3. Company with track record of constantly missing its goals and objectives. Typically, companies in a deep crisis will rarely follow their own plans(or worse still have no plans at all).
4. A company whose life or operations depends on one key manager or executive with no viable succession plan in place. If the key person dies or is incapacitated , the business will be headed for a disaster.
5.Company surviving on non trading income. For example, company may be surviving sorely on returns from investments or from sale of fixed assets. This may indicate that company’s core business is in a crisis and is not able to generate income. This may be to failure to produce or to sell the products.
6. A sudden rush by senior executives or managers to sell company stock. This may be indication that they be aware of a quickly approaching storm and will be cutting their losses.

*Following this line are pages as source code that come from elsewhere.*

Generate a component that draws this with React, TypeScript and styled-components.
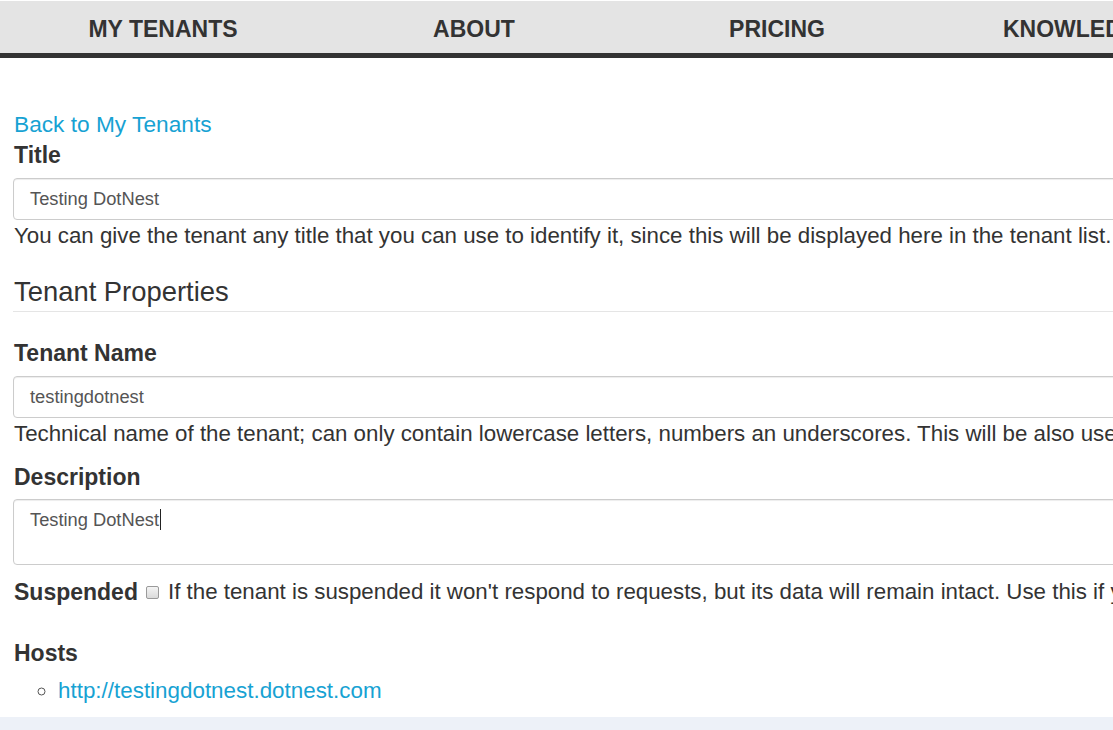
import React from "react";
import styled, { createGlobalStyle } from "styled-components";

const Global = createGlobalStyle`
  html, body {
    margin: 0;
    padding: 0;
    overflow: hidden;
    background: #ffffff;
  }
  body {
    font-family: "Liberation Sans", Arial, sans-serif;
    color: #333333;
  }
`;

const Page = styled.div`
  width: 1113px;
  height: 730px;
  overflow: hidden;
  display: flex;
  flex-direction: column;
`;

const Nav = styled.nav`
  margin-top: 1px;
  height: 52px;
  padding-top: 4px;
  box-sizing: border-box;
  background: #e4e4e4;
  border-bottom: 5px solid #333333;
  display: flex;
  align-items: flex-start;
  flex-shrink: 0;
  white-space: nowrap;
  box-sizing: content-box;
  height: 48px;
`;

const NavItem = styled.a<{ $w: number; $pad?: number }>`
  flex: 0 0 ${(p) => p.$w}px;
  text-align: ${(p) => (p.$pad ? "left" : "center")};
  padding-left: ${(p) => p.$pad ?? 0}px;
  box-sizing: border-box;
  font-size: 23px;
  font-weight: bold;
  color: #333333;
  text-decoration: none;
  line-height: 48px;
`;

const Main = styled.main`
  flex: 1;
  width: 1500px;
  padding: 53px 0 0 13px;
  box-sizing: border-box;
  display: flex;
  flex-direction: column;
  align-items: stretch;
`;

const BackLink = styled.a`
  align-self: flex-start;
  font-size: 22.7px;
  line-height: 26px;
  color: #17a2d3;
  text-decoration: none;
  padding-left: 1px;
`;

const Label = styled.label<{ $top: number }>`
  display: block;
  font-size: 23px;
  font-weight: bold;
  line-height: 26px;
  margin-top: ${(p) => p.$top}px;
  padding-left: 1px;
`;

const Input = styled.div<{ $area?: boolean; $top: number }>`
  margin-top: ${(p) => p.$top}px;
  height: ${(p) => (p.$area ? 66 : 42)}px;
  box-sizing: border-box;
  border: 1px solid #cccccc;
  border-radius: 4px;
  padding: ${(p) => (p.$area ? "8px" : "0")} 16px 0;
  display: flex;
  align-items: ${(p) => (p.$area ? "flex-start" : "center")};
  font-size: 18.3px;
  line-height: 24px;
  color: #555555;
  box-shadow: inset 0 1px 1px rgba(0, 0, 0, 0.075);
`;

const Caret = styled.span`
  display: inline-block;
  width: 1px;
  height: 21px;
  margin-top: 1px;
  background: #222;
  margin-left: 1px;
`;

const Help = styled.p`
  margin: 3px 0 0;
  font-size: 22.3px;
  line-height: 26px;
  padding-left: 1px;
  white-space: nowrap;
`;

const Heading = styled.h3`
  margin: 27px 0 0;
  font-size: 27.4px;
  font-weight: normal;
  line-height: 32px;
  padding: 0 0 3px 1px;
  border-bottom: 1px solid #e5e5e5;
`;

const CheckRow = styled.div`
  margin-top: 14px;
  display: flex;
  align-items: center;
  white-space: nowrap;
  font-size: 22.3px;
  line-height: 26px;
`;

const InlineLabel = styled.span`
  font-size: 23px;
  font-weight: bold;
  padding-left: 1px;
`;

const Check = styled.span`
  width: 11px;
  height: 11px;
  margin: 1px 9px 0 8px;
  border: 1px solid #9a9a9a;
  border-radius: 2px;
  background: linear-gradient(#f4f4f4, #dadada);
  flex-shrink: 0;
`;

const HostList = styled.ul`
  margin: 12px 0 0;
  padding-left: 45px;
  list-style: circle;
  font-size: 22.4px;
  line-height: 26px;
  color: #555;
`;

const HostLink = styled.a`
  color: #17a2d3;
  text-decoration: none;
`;

const Footer = styled.footer`
  height: 13px;
  background: #edf1f8;
  flex-shrink: 0;
`;

export default function App() {
  return (
    <Page>
      <Global />
      <Nav>
        <NavItem $w={326}>MY TENANTS</NavItem>
        <NavItem $w={296}>ABOUT</NavItem>
        <NavItem $w={310}>PRICING</NavItem>
        <NavItem $w={400} $pad={71}>KNOWLEDGE BASE</NavItem>
      </Nav>
      <Main>
        <BackLink href="#">Back to My Tenants</BackLink>
        <Label $top={5}>Title</Label>
        <Input $top={10}>Testing DotNest</Input>
        <Help>
          You can give the tenant any title that you can use to identify it, since this will be
          displayed here in the tenant list.
        </Help>
        <Heading>Tenant Properties</Heading>
        <Label $top={28}>Tenant Name</Label>
        <Input $top={10}>testingdotnest</Input>
        <Help>
          Technical name of the tenant; can only contain lowercase letters, numbers an underscores.
          This will be also used as the subdomain of the tenant.
        </Help>
        <Label $top={17}>Description</Label>
        <Input $top={9} $area>
          Testing DotNest
          <Caret />
        </Input>
        <CheckRow>
          <InlineLabel>Suspended</InlineLabel>
          <Check />
          If the tenant is suspended it won't respond to requests, but its data will remain
          intact. Use this if you want to temporarily disable the tenant.
        </CheckRow>
        <Label $top={35}>Hosts</Label>
        <HostList>
          <li>
            <HostLink href="#">http://testingdotnest.dotnest.com</HostLink>
          </li>
        </HostList>
      </Main>
      <Footer />
    </Page>
  );
}
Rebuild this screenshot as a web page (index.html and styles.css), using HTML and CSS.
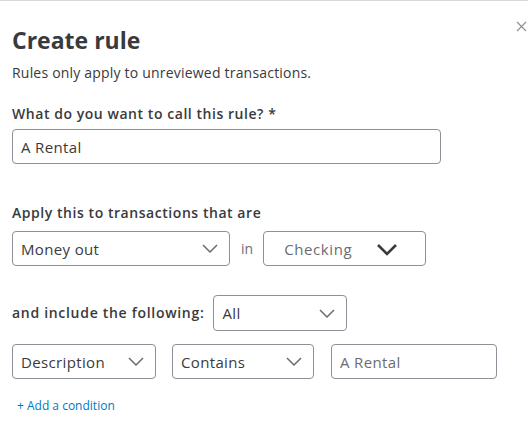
FILE: index.html
```html
<!DOCTYPE html>
<html>
<head>
<meta charset="utf-8">
<link rel="stylesheet" href="styles.css">
</head>
<body>
<div class="panel">
  <button class="close" aria-label="Close">
    <svg width="11" height="11" viewBox="0 0 11 11"><path d="M1 1L10 10M10 1L1 10" stroke="#8d9096" stroke-width="1.2" fill="none"/></svg>
  </button>
  <h1 class="title">Create rule</h1>
  <p class="subtitle">Rules only apply to unreviewed transactions.</p>

  <div class="label label-name">What do you want to call this rule? *</div>
  <div class="field field-name"><span class="value">A Rental</span></div>

  <div class="label label-apply">Apply this to transactions that are</div>
  <div class="row row-apply">
    <div class="field select select-money">
      <span class="value">Money out</span>
      <svg class="chev" width="16" height="9" viewBox="0 0 16 9"><path d="M1 1L8 8L15 1" stroke="#6b6c72" stroke-width="1.5" fill="none"/></svg>
    </div>
    <span class="in">in</span>
    <div class="field select select-checking">
      <span class="value">Checking</span>
      <svg class="chev-bold" width="22" height="13" viewBox="0 0 22 13"><path d="M2 2L11 11L20 2" stroke="#393a3d" stroke-width="2.6" fill="none"/></svg>
    </div>
  </div>

  <div class="row row-include">
    <span class="label inline">and include the following:</span>
    <div class="field select select-all">
      <span class="value">All</span>
      <svg class="chev" width="16" height="9" viewBox="0 0 16 9"><path d="M1 1L8 8L15 1" stroke="#6b6c72" stroke-width="1.5" fill="none"/></svg>
    </div>
  </div>

  <div class="row row-cond">
    <div class="field select select-desc">
      <span class="value">Description</span>
      <svg class="chev" width="16" height="9" viewBox="0 0 16 9"><path d="M1 1L8 8L15 1" stroke="#6b6c72" stroke-width="1.5" fill="none"/></svg>
    </div>
    <div class="field select select-contains">
      <span class="value">Contains</span>
      <svg class="chev" width="16" height="9" viewBox="0 0 16 9"><path d="M1 1L8 8L15 1" stroke="#6b6c72" stroke-width="1.5" fill="none"/></svg>
    </div>
    <div class="field field-text"><span class="value muted">A Rental</span></div>
  </div>

  <a class="add" href="#">+ Add a condition</a>
</div>
</body>
</html>
```

FILE: styles.css
```css
* { box-sizing: border-box; }
html, body { margin: 0; padding: 0; background: #fff; }
body {
  font-family: "Open Sans", "Liberation Sans", sans-serif;
  color: #393a3d;
  width: 528px;
  height: 436px;
  overflow: hidden;
}
.panel {
  position: relative;
  border-top: 1px solid #d4d7dc;
  padding: 0 12px;
  height: 436px;
}
.close {
  position: absolute;
  top: 20px;
  right: 1px;
  background: none;
  border: 0;
  padding: 0;
  width: 11px;
  height: 11px;
  line-height: 0;
}
.title {
  margin: 24px 0 0;
  font-size: 23px;
  line-height: 30px;
  font-weight: 700;
  color: #393a3d;
}
.subtitle {
  margin: 8px 0 0;
  font-size: 14px;
  line-height: 20px;
  letter-spacing: 0.2px;
  color: #393a3d;
}
.label {
  font-size: 14px;
  line-height: 20px;
  font-weight: 600;
  letter-spacing: 0.55px;
  color: #393a3d;
}
.label-name { margin-top: 21px; }
.label-apply { margin-top: 39px; }
.field {
  display: flex;
  align-items: center;
  height: 35px;
  border: 1px solid #8d9096;
  border-radius: 4px;
  padding: 0 8px;
  font-size: 15px;
  letter-spacing: 0.35px;
}
.field-name { margin-top: 5px; width: 429px; }
.row { display: flex; align-items: center; }
.row-apply { margin-top: 8px; }
.select { justify-content: space-between; padding-right: 11px; }
.select-money { width: 218px; }
.in { margin: 0 10px 0 11px; font-size: 14px; color: #6b6c72; }
.select-checking { width: 163px; padding-left: 20px; padding-right: 27px; }
.select-checking .value { color: #6b6c72; font-size: 15px; letter-spacing: 0.6px; }
.chev-bold { margin-top: 2px; }
.row-include { margin-top: 29px; }
.row-include .field { height: 36px; }
.inline { margin-right: 9px; letter-spacing: 0.7px; }
.select-all { width: 134px; }
.row-cond { margin-top: 13px; }
.select-desc { width: 144px; }
.select-contains { width: 142px; margin-left: 16px; }
.field-text { width: 166px; margin-left: 17px; }
.muted { color: #6b6c72; }
.add {
  display: inline-block;
  margin: 19px 0 0 5px;
  font-size: 12px;
  line-height: 16px;
  color: #0077c5;
  text-decoration: none;
}
```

7. High rate of employee turnover. This has 2 aspects to it. It can an indication that people do not have confidence about the long term prospects of the company. Secondly, this means that there will always be a sizeable portion of the workforce that will be on learning curve and this may disrupt operations.
8.Related to 7 above, bankers are not keen to deal with companies whose workforce has a reputation of going on industrial action several times during the year.
9.Poor financial analysis. Management are in the dark about which product, unit, section, service or branch is the most profitable. Company will be carrying a lot of parasites and management will not know this. The result will most likely be very poor decision making will be done with regard to allocation of resources. Even in the absence of sophisticated data systems, manual methods can be used to compute profitability.
10. Company under investigation by the police or tax collectors. The potential dangers are obvious in this case.
11. Uncharacteristic delay in the publication of financial results. This may most likely be a deliberate delay to mask a problem or some problems. Furthermore, in such a situation, ‘massaging the books’ will be a real possibility. There is however, the remote possibility of incompetence in the company’s finance department.
12. Company owners, senior executives/managers with serious personal problems especially in cases where the issues get a lot of coverage in the press. There is a fair likelihood that the affected person may concentrate on their personal problems at the expense of the company.
13.Abrupt resignation of a senior executive or manager may be an attempt to distance themselves from an impending messy situation.
14. Company with pending lawsuits. Lawsuits may end up with substantial payments being made from company’s coffers which may paralyze operations. A company with several lawsuits is a definite time bomb. No financier will want to get near it.